De la nationalisation au TGV
L’indépendance du Maroc en 1956 ouvrait la voie à une « nationalisation » du chemin de fer. La création de l’ONCF en 1963 en est une importante étape. Le développement du réseau ferré et l’extension des activités au transport en masse de voyageurs maintinrent certaines disparités, comme celles des conditions de transport entre les classes premières et celles dites « quatrième ». Une différenciation entre les classes atténuée aujourd’hui. Le niveau technologique a évolué, ainsi que celui du service et la fonctionnalité des gares. Avec les trains rapides et les navettes, le train meuble la quotidienneté des Marocains.

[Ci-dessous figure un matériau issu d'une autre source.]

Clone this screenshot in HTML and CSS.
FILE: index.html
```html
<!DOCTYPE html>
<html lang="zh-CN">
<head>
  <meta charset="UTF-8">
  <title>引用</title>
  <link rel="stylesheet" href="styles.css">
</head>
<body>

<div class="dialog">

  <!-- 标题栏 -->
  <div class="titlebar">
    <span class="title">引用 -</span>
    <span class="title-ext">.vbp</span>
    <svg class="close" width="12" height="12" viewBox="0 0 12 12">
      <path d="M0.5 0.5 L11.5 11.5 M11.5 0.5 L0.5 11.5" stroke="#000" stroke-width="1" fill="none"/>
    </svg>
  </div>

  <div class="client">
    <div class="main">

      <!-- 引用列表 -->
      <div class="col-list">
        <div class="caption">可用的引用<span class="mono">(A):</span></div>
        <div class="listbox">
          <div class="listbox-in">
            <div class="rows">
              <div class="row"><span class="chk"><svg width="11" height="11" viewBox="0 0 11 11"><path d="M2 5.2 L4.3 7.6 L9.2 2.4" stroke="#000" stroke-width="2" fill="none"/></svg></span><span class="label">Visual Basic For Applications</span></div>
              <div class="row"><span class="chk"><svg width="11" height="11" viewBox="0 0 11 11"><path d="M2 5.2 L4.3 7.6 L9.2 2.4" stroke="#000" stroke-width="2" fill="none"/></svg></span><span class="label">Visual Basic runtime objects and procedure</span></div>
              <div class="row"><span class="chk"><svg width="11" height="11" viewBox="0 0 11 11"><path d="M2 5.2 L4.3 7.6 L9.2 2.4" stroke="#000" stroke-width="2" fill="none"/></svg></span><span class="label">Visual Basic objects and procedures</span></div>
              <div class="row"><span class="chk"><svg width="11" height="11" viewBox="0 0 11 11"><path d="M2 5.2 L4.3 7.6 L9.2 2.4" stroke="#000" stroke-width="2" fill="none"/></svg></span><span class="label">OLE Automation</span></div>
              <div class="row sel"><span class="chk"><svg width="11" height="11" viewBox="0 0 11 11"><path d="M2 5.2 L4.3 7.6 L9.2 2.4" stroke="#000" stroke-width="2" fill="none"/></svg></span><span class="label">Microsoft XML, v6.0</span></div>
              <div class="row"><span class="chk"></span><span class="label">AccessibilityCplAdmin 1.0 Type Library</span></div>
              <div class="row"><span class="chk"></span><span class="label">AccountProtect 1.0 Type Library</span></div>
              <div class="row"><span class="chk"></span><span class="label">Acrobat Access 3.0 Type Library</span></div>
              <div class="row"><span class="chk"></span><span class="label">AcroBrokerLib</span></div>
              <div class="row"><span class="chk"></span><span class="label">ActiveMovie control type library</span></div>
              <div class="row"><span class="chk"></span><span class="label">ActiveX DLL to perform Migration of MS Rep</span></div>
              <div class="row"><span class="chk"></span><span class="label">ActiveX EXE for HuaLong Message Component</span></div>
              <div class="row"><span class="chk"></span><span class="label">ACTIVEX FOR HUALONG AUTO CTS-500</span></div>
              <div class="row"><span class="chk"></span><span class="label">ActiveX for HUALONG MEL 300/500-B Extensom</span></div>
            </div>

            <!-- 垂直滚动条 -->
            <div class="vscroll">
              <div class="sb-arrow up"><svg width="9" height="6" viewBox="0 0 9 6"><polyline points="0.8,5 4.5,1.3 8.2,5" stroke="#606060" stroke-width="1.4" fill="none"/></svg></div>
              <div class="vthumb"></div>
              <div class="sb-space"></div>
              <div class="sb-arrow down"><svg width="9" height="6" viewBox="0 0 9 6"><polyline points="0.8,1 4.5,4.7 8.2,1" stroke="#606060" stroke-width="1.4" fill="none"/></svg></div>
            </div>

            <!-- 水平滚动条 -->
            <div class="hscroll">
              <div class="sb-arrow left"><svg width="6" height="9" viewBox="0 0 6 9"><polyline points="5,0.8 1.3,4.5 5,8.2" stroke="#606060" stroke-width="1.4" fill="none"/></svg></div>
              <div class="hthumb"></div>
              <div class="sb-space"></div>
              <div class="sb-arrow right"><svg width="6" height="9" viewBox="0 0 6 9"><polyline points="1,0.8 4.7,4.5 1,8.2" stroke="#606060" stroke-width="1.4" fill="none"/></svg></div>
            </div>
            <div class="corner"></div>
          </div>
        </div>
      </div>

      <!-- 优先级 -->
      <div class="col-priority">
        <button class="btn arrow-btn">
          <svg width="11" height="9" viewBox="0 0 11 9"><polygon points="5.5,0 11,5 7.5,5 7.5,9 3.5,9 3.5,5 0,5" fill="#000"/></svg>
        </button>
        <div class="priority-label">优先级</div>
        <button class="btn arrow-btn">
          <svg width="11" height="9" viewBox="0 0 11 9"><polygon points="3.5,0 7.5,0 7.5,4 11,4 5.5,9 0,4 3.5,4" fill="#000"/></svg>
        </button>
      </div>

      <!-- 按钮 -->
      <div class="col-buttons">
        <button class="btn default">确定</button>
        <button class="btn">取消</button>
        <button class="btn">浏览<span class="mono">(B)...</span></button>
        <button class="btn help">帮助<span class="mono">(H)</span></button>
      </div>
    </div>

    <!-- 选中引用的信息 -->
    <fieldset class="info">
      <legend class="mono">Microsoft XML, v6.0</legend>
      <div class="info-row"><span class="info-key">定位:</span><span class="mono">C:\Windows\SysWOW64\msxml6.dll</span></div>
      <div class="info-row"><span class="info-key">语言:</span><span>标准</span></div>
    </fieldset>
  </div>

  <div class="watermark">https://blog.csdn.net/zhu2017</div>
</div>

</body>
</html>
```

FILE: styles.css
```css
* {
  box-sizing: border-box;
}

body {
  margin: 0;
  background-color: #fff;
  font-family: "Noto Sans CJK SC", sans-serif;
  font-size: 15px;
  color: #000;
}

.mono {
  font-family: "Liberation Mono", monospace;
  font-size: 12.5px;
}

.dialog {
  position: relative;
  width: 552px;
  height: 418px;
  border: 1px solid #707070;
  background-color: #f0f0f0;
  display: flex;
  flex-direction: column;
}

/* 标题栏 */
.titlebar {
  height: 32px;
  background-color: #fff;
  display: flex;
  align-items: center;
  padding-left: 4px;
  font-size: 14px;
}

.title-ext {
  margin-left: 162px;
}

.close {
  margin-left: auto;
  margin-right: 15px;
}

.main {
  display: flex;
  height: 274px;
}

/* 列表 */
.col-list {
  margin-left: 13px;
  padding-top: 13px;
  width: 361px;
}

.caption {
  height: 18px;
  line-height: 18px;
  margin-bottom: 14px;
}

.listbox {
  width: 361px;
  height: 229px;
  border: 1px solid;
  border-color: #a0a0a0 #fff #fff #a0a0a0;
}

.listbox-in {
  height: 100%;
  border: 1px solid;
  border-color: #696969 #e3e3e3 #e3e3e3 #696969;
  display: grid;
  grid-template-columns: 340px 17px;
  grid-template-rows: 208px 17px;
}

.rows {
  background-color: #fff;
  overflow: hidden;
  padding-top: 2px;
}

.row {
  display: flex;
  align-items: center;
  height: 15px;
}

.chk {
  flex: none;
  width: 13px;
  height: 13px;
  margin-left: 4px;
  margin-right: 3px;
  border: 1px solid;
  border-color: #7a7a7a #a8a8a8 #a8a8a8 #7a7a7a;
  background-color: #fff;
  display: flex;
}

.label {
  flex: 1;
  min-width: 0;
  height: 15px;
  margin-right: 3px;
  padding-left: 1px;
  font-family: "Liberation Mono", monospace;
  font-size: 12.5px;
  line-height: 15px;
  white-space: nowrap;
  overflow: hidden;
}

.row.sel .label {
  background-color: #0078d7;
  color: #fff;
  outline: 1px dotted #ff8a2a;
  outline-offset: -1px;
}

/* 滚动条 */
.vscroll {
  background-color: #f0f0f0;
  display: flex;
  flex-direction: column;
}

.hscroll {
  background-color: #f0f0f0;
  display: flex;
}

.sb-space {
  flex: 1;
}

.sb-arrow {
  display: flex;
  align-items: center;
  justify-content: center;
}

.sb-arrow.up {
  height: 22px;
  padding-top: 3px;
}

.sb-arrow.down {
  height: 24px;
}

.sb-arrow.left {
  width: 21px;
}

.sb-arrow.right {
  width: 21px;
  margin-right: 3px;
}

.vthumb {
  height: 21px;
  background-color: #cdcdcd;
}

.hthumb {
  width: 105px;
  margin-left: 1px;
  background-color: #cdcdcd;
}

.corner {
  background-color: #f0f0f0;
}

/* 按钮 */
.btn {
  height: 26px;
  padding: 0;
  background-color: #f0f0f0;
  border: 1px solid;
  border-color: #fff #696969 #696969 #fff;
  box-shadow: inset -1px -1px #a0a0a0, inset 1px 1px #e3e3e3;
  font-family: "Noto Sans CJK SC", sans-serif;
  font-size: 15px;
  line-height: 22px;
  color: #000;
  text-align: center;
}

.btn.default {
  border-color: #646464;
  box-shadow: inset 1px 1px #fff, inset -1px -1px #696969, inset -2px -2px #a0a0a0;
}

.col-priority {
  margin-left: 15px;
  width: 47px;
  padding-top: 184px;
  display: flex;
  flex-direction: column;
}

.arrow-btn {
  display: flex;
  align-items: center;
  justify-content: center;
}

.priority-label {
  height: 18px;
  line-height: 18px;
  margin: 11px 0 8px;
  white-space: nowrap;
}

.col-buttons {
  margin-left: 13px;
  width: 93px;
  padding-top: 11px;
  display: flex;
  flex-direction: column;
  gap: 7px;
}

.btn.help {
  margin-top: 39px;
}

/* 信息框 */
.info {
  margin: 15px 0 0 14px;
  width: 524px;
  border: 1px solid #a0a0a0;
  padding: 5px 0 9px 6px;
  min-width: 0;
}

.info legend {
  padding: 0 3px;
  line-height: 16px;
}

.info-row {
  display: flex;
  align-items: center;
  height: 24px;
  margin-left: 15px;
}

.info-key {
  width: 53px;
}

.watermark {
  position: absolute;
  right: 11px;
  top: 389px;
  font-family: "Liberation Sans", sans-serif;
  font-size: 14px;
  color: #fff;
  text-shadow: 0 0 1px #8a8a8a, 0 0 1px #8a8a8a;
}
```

Aussi l’ONCF s’est-il lancé, malgré les importants enjeux financiers liés à sa réalisation, dans la mise en place d’une ligne marocaine à Grande Vitesse. Inscrite dans le cadre du Schéma Directeur du réseau ferroviaire national à Grande Vitesse, cette ligne reliera, en deux temps, les villes de Tanger et de Marrakech en passant par Casablanca. Et offrira ultérieurement la possibilité de se raccorder au Nord au réseau européen et à l’Est aux autres pays du Maghreb à travers deux lignes : une ligne Atlantique : partant de Tanger, Casablanca, Marrakech et Essaouira pour desservir Agadir. Et une ligne Maghrébine : Casablanca, Rabat, Oujda, qui se prolongera jusqu’à Tripoli via Alger et Tunis, dans le cadre du futur réseau à grande vitesse maghrébin.